*Your instructions*. Find the word "this" in the listing; pull out each line holding it.

(Interface markup and scripts)
◆ ◆ ◆ ◆ ◆

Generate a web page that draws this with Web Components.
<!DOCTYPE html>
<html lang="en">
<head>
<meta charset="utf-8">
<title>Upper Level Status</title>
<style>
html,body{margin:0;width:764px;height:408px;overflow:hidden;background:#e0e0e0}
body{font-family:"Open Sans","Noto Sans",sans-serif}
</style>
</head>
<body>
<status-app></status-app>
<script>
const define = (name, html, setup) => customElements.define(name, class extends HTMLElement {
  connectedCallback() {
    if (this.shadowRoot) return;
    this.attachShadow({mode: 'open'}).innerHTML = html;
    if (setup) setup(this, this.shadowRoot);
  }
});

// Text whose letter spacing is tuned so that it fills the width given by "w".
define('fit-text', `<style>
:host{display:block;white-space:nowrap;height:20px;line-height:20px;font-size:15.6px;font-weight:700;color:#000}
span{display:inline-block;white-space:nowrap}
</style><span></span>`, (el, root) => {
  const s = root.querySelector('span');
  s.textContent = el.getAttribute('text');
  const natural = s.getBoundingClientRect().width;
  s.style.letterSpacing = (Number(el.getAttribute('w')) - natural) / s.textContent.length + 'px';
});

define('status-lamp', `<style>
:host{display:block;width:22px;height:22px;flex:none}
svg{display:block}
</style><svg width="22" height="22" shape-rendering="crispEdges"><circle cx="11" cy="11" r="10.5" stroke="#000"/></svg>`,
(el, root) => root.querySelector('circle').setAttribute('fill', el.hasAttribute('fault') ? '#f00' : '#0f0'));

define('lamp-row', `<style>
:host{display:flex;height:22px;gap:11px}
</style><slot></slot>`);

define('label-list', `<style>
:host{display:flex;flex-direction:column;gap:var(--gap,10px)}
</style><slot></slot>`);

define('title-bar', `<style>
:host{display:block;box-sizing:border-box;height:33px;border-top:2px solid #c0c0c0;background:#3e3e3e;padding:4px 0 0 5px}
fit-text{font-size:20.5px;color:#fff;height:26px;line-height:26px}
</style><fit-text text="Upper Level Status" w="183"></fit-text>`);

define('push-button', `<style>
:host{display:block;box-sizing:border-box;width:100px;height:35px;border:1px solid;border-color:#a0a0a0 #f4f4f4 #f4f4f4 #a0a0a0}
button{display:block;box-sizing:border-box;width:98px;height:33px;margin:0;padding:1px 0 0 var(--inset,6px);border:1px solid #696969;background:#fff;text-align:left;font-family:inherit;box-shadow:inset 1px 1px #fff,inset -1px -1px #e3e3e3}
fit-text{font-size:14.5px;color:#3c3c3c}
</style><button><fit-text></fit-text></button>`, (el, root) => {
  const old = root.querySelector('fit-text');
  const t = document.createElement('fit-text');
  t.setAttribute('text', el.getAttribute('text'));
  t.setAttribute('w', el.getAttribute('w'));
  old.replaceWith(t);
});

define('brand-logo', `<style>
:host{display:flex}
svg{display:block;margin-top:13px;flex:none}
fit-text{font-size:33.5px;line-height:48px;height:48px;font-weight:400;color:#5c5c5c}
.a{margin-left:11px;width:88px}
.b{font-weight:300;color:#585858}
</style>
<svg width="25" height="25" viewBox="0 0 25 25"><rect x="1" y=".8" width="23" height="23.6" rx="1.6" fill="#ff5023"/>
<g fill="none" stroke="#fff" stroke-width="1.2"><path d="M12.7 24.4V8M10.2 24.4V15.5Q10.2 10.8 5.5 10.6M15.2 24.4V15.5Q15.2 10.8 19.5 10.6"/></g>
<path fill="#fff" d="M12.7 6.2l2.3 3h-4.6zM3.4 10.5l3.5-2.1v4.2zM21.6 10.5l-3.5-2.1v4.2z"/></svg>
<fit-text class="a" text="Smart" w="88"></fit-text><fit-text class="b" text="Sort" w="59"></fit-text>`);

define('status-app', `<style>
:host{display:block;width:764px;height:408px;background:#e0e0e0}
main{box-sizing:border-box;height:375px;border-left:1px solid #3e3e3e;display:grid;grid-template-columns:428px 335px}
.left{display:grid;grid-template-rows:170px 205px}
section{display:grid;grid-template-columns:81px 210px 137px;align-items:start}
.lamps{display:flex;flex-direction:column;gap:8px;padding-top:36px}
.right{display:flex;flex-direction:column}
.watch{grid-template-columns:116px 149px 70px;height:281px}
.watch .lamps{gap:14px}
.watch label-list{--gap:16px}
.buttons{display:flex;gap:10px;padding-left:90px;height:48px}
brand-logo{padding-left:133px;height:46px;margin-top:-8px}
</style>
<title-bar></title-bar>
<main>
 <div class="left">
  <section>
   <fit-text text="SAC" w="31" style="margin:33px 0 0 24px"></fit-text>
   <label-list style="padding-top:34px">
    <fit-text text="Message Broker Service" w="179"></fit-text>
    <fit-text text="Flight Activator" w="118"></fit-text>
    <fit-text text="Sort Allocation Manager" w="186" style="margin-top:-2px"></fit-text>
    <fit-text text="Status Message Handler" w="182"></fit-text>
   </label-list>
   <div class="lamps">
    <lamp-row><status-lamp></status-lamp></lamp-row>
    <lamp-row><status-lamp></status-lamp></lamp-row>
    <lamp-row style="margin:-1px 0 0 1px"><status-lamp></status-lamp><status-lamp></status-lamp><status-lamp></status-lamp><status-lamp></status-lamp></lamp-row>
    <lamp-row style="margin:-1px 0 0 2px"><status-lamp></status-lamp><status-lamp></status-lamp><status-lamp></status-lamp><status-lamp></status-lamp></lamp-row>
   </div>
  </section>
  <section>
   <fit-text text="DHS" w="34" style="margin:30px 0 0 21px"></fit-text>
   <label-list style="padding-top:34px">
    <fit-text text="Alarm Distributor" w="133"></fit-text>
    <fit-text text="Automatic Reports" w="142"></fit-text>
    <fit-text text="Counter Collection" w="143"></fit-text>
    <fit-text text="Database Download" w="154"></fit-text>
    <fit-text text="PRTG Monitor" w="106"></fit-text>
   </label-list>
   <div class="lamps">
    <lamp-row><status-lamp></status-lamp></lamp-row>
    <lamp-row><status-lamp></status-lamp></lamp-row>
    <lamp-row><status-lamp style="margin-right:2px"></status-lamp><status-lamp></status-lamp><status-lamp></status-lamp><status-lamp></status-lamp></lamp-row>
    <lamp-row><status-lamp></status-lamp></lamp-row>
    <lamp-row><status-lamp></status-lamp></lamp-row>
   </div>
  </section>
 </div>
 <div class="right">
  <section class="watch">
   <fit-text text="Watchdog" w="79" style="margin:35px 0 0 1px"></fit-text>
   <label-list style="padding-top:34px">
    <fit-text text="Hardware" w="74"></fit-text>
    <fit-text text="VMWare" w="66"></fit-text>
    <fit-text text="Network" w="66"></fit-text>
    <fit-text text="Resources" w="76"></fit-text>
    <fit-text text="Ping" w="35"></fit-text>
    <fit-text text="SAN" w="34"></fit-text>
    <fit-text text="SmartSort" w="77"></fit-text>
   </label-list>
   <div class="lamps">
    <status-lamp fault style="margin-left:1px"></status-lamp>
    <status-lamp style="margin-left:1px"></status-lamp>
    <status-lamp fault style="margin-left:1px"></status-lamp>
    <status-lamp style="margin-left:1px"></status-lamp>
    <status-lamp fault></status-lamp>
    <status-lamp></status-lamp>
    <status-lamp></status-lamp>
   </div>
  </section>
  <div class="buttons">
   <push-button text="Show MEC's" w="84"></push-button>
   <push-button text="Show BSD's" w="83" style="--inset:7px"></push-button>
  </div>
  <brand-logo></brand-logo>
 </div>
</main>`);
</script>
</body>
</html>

◆ ◆ ◆ ◆ ◆

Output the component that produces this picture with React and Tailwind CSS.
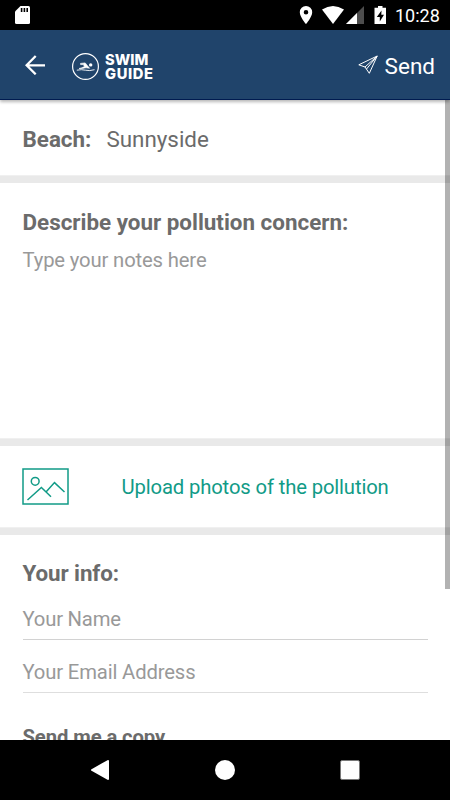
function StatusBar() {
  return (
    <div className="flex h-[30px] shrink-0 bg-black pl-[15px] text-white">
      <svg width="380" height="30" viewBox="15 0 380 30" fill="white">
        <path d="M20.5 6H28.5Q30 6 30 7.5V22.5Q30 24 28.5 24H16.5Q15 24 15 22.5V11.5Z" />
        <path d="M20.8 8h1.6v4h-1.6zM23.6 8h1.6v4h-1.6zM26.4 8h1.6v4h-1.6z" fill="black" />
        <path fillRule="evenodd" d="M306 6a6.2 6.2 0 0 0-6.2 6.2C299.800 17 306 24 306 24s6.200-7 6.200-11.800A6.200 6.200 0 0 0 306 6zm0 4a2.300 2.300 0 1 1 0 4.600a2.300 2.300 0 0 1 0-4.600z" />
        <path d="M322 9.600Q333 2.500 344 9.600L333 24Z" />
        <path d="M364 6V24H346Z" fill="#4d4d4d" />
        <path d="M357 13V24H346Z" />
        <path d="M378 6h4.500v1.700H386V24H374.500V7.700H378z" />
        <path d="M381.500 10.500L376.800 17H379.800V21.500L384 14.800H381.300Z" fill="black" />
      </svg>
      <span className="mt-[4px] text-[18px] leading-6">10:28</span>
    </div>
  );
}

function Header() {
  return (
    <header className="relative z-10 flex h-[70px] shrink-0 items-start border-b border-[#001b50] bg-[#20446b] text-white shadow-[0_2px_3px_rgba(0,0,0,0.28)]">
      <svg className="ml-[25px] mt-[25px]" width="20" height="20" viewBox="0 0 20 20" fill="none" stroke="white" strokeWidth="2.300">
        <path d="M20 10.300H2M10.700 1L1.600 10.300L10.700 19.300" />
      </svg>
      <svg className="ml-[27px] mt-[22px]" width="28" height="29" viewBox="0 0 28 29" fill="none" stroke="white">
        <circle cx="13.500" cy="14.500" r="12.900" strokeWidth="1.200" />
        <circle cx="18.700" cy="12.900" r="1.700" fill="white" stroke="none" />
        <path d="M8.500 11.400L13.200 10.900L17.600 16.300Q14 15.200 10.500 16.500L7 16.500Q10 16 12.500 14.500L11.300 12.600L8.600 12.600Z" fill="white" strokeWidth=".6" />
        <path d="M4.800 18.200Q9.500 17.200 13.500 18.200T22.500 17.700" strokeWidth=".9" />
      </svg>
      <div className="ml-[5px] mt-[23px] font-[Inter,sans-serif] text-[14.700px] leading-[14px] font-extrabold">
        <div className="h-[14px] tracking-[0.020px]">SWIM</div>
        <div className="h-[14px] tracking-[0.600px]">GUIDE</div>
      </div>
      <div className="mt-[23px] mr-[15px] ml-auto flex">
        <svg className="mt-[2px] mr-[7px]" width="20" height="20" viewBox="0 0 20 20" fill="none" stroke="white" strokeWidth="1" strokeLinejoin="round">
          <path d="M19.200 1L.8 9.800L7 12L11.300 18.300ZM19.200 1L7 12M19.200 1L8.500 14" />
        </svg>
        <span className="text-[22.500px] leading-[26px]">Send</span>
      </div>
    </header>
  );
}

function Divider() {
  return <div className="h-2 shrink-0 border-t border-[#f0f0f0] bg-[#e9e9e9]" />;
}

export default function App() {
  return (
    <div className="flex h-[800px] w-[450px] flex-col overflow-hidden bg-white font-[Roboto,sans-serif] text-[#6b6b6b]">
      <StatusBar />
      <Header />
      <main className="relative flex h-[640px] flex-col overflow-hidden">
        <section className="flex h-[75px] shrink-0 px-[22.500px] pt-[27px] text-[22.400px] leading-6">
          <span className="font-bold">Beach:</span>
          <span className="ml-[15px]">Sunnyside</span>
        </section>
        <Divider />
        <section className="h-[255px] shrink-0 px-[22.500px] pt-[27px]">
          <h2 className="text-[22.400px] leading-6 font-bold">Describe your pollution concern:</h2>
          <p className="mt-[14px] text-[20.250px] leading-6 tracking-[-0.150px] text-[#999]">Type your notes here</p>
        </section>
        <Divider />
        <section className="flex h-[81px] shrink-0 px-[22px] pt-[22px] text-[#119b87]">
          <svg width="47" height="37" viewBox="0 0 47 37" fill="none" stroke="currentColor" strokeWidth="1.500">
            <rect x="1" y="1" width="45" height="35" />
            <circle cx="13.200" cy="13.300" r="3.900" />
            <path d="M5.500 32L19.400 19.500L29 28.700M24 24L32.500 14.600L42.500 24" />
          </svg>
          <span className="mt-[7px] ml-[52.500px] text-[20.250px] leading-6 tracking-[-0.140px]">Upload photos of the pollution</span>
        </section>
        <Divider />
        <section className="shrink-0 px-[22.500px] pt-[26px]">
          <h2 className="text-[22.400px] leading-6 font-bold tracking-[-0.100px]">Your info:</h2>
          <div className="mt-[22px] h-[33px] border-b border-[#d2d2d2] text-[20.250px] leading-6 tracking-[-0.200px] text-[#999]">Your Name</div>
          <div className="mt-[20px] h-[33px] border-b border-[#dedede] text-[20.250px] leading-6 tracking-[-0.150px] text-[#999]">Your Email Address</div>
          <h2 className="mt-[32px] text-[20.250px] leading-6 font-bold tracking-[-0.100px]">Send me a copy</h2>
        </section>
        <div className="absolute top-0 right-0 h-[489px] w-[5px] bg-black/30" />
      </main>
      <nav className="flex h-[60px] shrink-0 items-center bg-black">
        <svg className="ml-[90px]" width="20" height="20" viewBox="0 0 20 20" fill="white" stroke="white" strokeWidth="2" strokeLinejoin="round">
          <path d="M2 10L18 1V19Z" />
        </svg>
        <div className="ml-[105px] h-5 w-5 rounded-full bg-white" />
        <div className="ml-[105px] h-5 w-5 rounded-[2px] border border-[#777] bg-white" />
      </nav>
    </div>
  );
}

◆ ◆ ◆ ◆ ◆

*Solved problem*.
Generate a web page that draws this with Web Components.
    if (this.shadowRoot) return;
    this.attachShadow({mode: 'open'}).innerHTML = html;
    if (setup) setup(this, this.shadowRoot);
Output the component that produces this picture with React and Tailwind CSS.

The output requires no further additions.